The link doesn't say what you say it does.
It says that Linus thinks that security researchers want to put security at the expense of usability, which is a different thing entirely.
First you gotta tell me what do you think I'm saying. The link may not say it but if you check the thread that link resides in you'll see it's right on topic.
The context here is set by the parent:
> That sounds like a pretty serious issue with the QA and or bug tracking process.
My comment is exactly about "bug tracking process"
Linux is not known to be a friendly upstream when it comes to widely accepted security procedures like marking security vulnerabilities as such, coordinating fixes with distribution vendors etc.
> So I personally consider security bugs to be just "normal bugs". I don't
cover them up, but I also don't have any reason what-so-ever to think it's
a good idea to track them and announce them as something special. (http://yarchive.net/comp/linux/security_bugs.html)
Just look at the damn commit that fixes this vulnerability. It doesn't even tell it is a serious local privilege escalation. I saw the changelog for 4.4.26 yesterday and didn't realized it was an urgent security update until I saw Debian bulletin later.
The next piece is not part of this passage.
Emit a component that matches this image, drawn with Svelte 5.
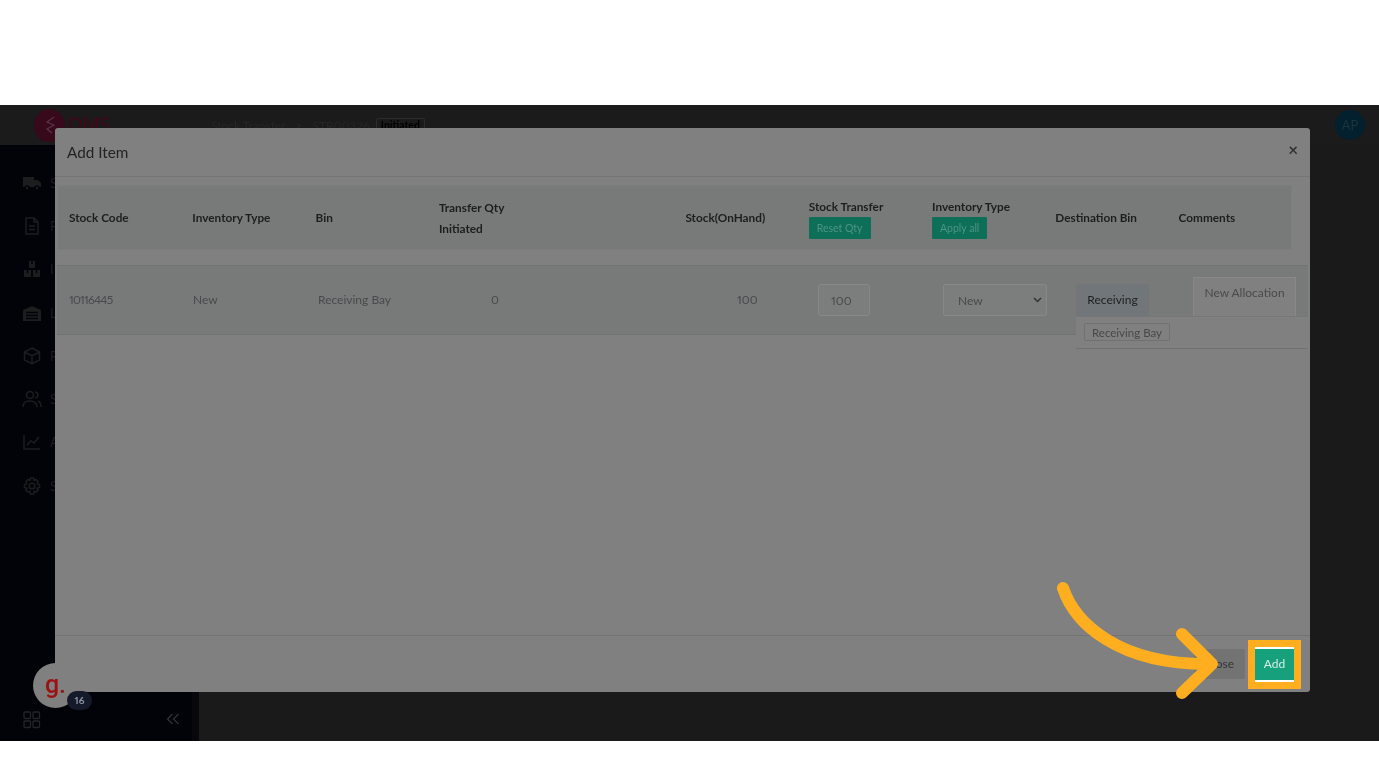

Yeah. "various reasons". There are only 2 commits and one is a huge vulnerability. In the mean time the fix (thus the vulnerability) was sitting in Linus' git tree for the last week because Linus doesn't believe in security vulnerabilities.
That, and that a bug is a bug is a bug. Any bug can potentially be a security vulnerability with the right approach. Thus putting people that find such bugs on a pedestal is counterproductive.
How did you prove that it's not also a security problem? Experience shows that there are often surprising ways to abuse what seems to be a benign bug to break security of a system.